Authors: Teng Zhang, Zhi-Hua Zhou

AAAI 2018 | Conference PDF | Archive PDF | Plain Text | LLM Run Details

Reproducibility Variable Result LLM Response
Research Type Experimental Extensive experiments on UCI data sets show that ODMC is significantly better than compared methods, which verifies the superiority of optimal margin distribution learning. In this section, we empirically evaluate the proposed method on 24 UCI data sets. Table 1 summarizes the statistics of these data sets.
Researcher Affiliation Academia Teng Zhang, Zhi-Hua Zhou National Key Laboratory for Novel Software Technology Nanjing University, Nanjing 210023, China Collaborative Innovation Center of Novel Software Technology and Industrialization, Nanjing 210023, China {zhangt, zhouzh}@lamda.nju.edu.cn
Pseudocode Yes Algorithm 1 Stochastic mirror descent for ODMC
Open Source Code No The paper does not provide any explicit statement about making the source code for their methodology publicly available, nor does it include links to a code repository.

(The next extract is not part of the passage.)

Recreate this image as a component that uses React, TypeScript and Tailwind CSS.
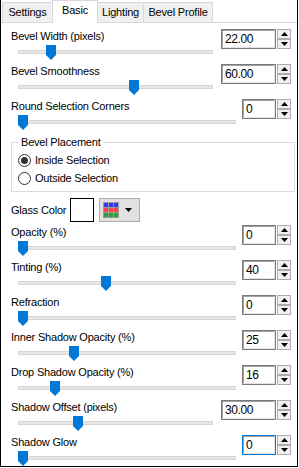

Open Datasets Yes Extensive experiments on UCI data sets show that ODMC is significantly better than compared methods. In this section, we empirically evaluate the proposed method on 24 UCI data sets. Table 1 summarizes the statistics of these data sets.

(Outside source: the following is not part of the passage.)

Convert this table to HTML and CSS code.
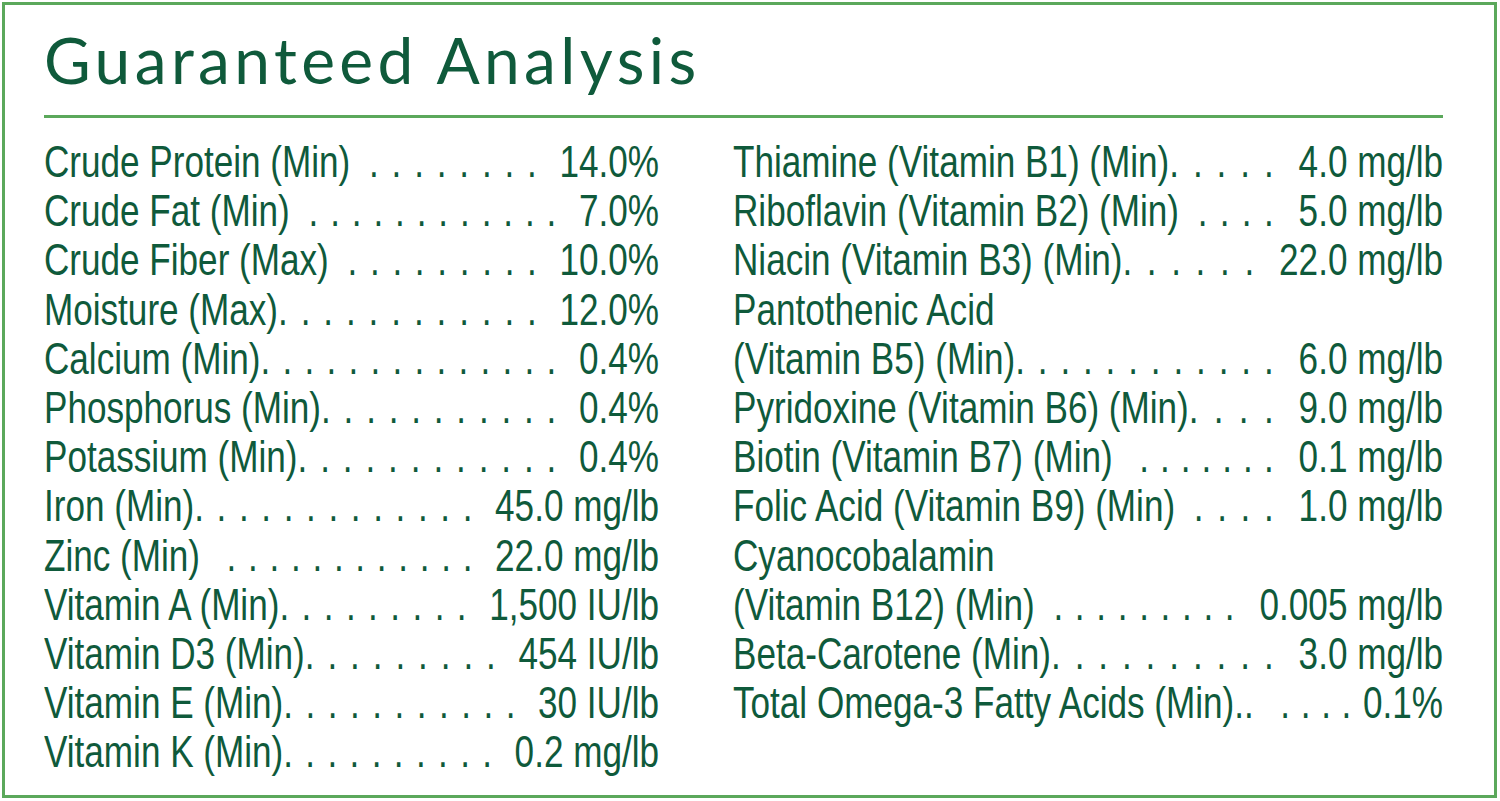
FILE: index.html
```html
<!DOCTYPE html>
<html lang="en">
<head>
<meta charset="utf-8">
<title>Guaranteed Analysis</title>
<link rel="stylesheet" href="styles.css">
</head>
<body>
<div class="frame">
  <h1 class="title">Guaranteed Analysis</h1>
  <div class="rule"></div>
  <div class="cols">
    <div class="col col-left">
      <div class="row"><span class="label">Crude Protein (Min)</span><span class="leader sp">. . . . . . . .</span><span class="value">14.0%</span></div>
      <div class="row"><span class="label">Crude Fat (Min)</span><span class="leader sp">. . . . . . . . . . . .</span><span class="value">7.0%</span></div>
      <div class="row"><span class="label">Crude Fiber (Max)</span><span class="leader sp">. . . . . . . . .</span><span class="value">10.0%</span></div>
      <div class="row"><span class="label">Moisture (Max)</span><span class="leader">. . . . . . . . . . . .</span><span class="value">12.0%</span></div>
      <div class="row"><span class="label">Calcium (Min)</span><span class="leader">. . . . . . . . . . . . . .</span><span class="value">0.4%</span></div>
      <div class="row"><span class="label">Phosphorus (Min)</span><span class="leader">. . . . . . . . . . .</span><span class="value">0.4%</span></div>
      <div class="row"><span class="label">Potassium (Min)</span><span class="leader">. . . . . . . . . . . .</span><span class="value">0.4%</span></div>
      <div class="row"><span class="label">Iron (Min)</span><span class="leader">. . . . . . . . . . . . .</span><span class="value">45.0 mg/lb</span></div>
      <div class="row"><span class="label">Zinc (Min)</span><span class="leader sp2">. . . . . . . . . . . .</span><span class="value">22.0 mg/lb</span></div>
      <div class="row"><span class="label">Vitamin A (Min)</span><span class="leader">. . . . . . . . .</span><span class="value">1,500 IU/lb</span></div>
      <div class="row"><span class="label">Vitamin D3 (Min)</span><span class="leader">. . . . . . . . .</span><span class="value">454 IU/lb</span></div>
      <div class="row"><span class="label">Vitamin E (Min)</span><span class="leader">. . . . . . . . . . .</span><span class="value">30 IU/lb</span></div>
      <div class="row"><span class="label">Vitamin K (Min)</span><span class="leader">. . . . . . . . . .</span><span class="value">0.2 mg/lb</span></div>
    </div>
    <div class="col col-right">
      <div class="row"><span class="label">Thiamine (Vitamin B1) (Min)</span><span class="leader">. . . . .</span><span class="value">4.0 mg/lb</span></div>
      <div class="row"><span class="label">Riboflavin (Vitamin B2) (Min)</span><span class="leader sp">. . . .</span><span class="value">5.0 mg/lb</span></div>
      <div class="row"><span class="label">Niacin (Vitamin B3) (Min)</span><span class="leader">. . . . . .</span><span class="value">22.0 mg/lb</span></div>
      <div class="row"><span class="label">Pantothenic Acid</span></div>
      <div class="row"><span class="label">(Vitamin B5) (Min)</span><span class="leader">. . . . . . . . . . . .</span><span class="value">6.0 mg/lb</span></div>
      <div class="row"><span class="label">Pyridoxine (Vitamin B6) (Min)</span><span class="leader">. . . .</span><span class="value">9.0 mg/lb</span></div>
      <div class="row"><span class="label">Biotin (Vitamin B7) (Min)</span><span class="leader sp2">. . . . . . .</span><span class="value">0.1 mg/lb</span></div>
      <div class="row"><span class="label">Folic Acid (Vitamin B9) (Min)</span><span class="leader sp">. . . .</span><span class="value">1.0 mg/lb</span></div>
      <div class="row"><span class="label">Cyanocobalamin</span></div>
      <div class="row"><span class="label">(Vitamin B12) (Min)</span><span class="leader sp">. . . . . . . . .</span><span class="value">0.005 mg/lb</span></div>
      <div class="row"><span class="label">Beta-Carotene (Min)</span><span class="leader">. . . . . . . . . .</span><span class="value">3.0 mg/lb</span></div>
      <div class="row"><span class="label">Total Omega-3 Fatty Acids (Min)..</span><span class="leader sp2">. . . .</span><span class="value value-tight">0.1%</span></div>
    </div>
  </div>
</div>
</body>
</html>
```

FILE: styles.css
```css
html, body {
  margin: 0;
  padding: 0;
  background: #ffffff;
}

.frame {
  box-sizing: border-box;
  margin: 2px 0 0 2px;
  width: 1495px;
  height: 796px;
  border: 3px solid #5ba85b;
  padding: 17px 51px 0 39px;
  color: #0f5a3b;
  overflow: hidden;
}

.title {
  margin: 0;
  font-family: Lato, "Open Sans", sans-serif;
  font-weight: 400;
  font-size: 64px;
  line-height: 76px;
  letter-spacing: 4.4px;
  white-space: nowrap;
}

.rule {
  margin-top: 17px;
  border-top: 3px solid #5ba85b;
}

.cols {
  display: grid;
  grid-template-columns: 615px 710px;
  column-gap: 74px;
  margin-top: 19px;
}

/* condensed face: regular sans squeezed horizontally */
.col {
  width: calc(100% / 0.78);
  transform: scaleX(0.78);
  transform-origin: left top;
}

.row {
  display: flex;
  align-items: baseline;
  font-family: "Liberation Sans", Arial, sans-serif;
  font-size: 45px;
  line-height: 49.2px;
  white-space: nowrap;
}

.label {
  flex: 0 0 auto;
}

/* dot leader: spread evenly between the label and the value */
.leader {
  flex: 1 1 0;
  min-width: 0;
  white-space: normal;
  word-spacing: -6px;
  text-align: justify;
  text-align-last: justify;
}

.leader.sp {
  margin-left: 24px;
}

.leader.sp2 {
  margin-left: 34px;
}

.value {
  flex: 0 0 auto;
}

.col-left .value {
  padding-left: 29px;
}

.col-right .value {
  padding-left: 32px;
}

.col-right .value-tight {
  padding-left: 15px;
}
```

Dataset Splits No The paper mentions parameter selection for the models (e.g., 'C or λ is selected from {1, 10, 100, 1000}', 'ν and θ are selected from [0.2, 0.4, 0.6, 0.8]') but does not explicitly describe the use of a validation dataset or specific data splitting methodology (like k-fold cross-validation or specific train/validation percentages) for this parameter selection.
Hardware Specification Yes All the experiments are performed with MATLAB 2017b on a machine with 8 2.60 GHz CPUs and 32GB main memory.

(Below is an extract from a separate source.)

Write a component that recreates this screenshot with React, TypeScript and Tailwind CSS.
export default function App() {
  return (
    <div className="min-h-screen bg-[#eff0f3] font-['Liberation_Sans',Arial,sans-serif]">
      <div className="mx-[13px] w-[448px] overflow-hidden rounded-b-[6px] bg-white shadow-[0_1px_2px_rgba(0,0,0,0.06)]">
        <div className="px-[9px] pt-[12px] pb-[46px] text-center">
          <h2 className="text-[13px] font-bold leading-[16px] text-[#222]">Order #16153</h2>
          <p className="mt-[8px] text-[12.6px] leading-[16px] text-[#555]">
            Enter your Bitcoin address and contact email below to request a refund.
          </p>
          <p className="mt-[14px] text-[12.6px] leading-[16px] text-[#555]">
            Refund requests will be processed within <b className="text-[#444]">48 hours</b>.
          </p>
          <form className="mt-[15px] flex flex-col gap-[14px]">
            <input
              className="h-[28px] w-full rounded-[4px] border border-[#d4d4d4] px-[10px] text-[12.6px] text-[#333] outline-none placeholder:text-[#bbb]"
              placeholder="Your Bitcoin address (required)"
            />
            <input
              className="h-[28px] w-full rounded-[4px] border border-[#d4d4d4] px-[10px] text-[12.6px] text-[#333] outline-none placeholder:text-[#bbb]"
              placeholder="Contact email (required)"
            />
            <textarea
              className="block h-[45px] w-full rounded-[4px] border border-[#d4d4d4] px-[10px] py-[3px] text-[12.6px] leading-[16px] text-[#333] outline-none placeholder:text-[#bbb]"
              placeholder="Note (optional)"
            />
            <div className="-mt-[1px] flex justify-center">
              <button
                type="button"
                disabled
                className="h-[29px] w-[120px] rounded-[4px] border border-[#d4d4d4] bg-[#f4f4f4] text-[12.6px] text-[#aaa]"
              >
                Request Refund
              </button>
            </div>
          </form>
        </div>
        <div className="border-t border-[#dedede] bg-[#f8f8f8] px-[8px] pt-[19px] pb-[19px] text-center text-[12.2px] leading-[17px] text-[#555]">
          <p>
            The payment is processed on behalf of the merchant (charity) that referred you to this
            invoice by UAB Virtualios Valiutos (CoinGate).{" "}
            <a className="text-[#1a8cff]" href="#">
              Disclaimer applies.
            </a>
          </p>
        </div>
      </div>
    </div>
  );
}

Software Dependencies Yes All the experiments are performed with MATLAB 2017b
Experiment Setup Yes For GMMC, Iter SVR, CPMMC, LG-MMC, ODMC, the parameters C or λ is selected from {1, 10, 100, 1000}. For ODMC, ν and θ are selected from [0.2, 0.4, 0.6, 0.8]. For all data sets, both the linear and Gaussian kernels are used. In particular, the width σ of Gaussian kernel is picked from {0.25 γ, 0.5 γ, γ, 2 γ, 4 γ}, where γ is the average distance between instances. The parameter of normalized cut is chosen from the same range of σ. The balance constraint is set in the same manner as in (Zhang, Tsang, and Kwok 2007), i.e., 0.03m for balanced data set and 0.3m for imbalanced data set.